Pattern recognition is one of quirky little things that our brains do innately, and it’s also the primary concept of Look Again, a new universal app for the iPad, iPhone, and iPod Touch. Similar to games like the popular Brain Age for the Nintendo DS, Look Again sets out to “train your brain” and help keep your mind fit as a fiddle by giving you quickfire pattern identification challenges. The science behind all of this is a little fuzzy, but the game itself strives to be simple, stylish, and fun.
Gameplay is simple enough that pretty much anyone can play. Each level presents you with an arrangement of images: one big one surrounded by smaller ones along the outside. The larger image is made up of some of the smaller images, and your goal is to correctly identify which smaller images were used as quickly as you can.
Starting levels are very simple, only using two simple images, but as you progress, the images become more complex, more of them start to be used, and extra hurdles, like moving or hidden pictures, start to come into play. Each level consists of three rounds, and there is no penalty for incorrect guesses, but there is a time limit, so you really have to be quick.
Each level draws on a large, but limited pool of images, so you start to recognize the same shapes as they continue to appear. Many of these are simply abstract figures, but animal pictures, card suits, and even letters and numbers make an appearance.
Given the nature of the game, I understood why the pictures were all fairly simple, but I was a little disappointed by the overall aesthetic blandness it lent the game. The menus were similarly clean and spare, which made for easy navigation, but the general look of the game is dull, and I absolutely HATED their soundtrack.
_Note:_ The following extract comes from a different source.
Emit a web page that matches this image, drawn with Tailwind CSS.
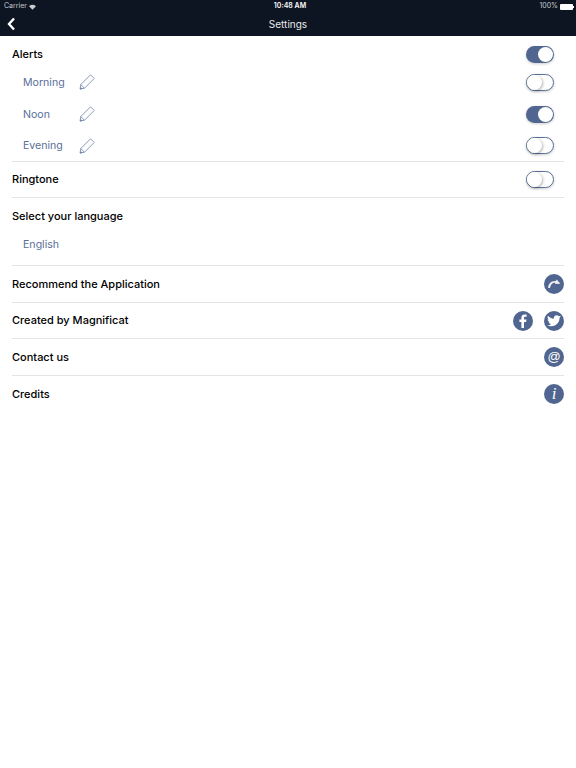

Ideally, you would keep playing every day, training your mind to recognize patterns quickly and more efficiently, but the game was a little too repetitive for my taste. Although there are 200 levels to play through, and the mental challenge is significant enough that I didn’t get anywhere near through all of them, the goal is always the same, and it makes the game feel too much like rote busywork after awhile.
Bottom line: it’s a very simple but fast paced game, appropriate for all ages and does pretty much exactly what it says, but I wasn’t terribly impressed, and even though it is a shiny universal app, for $1.99, I was expecting more.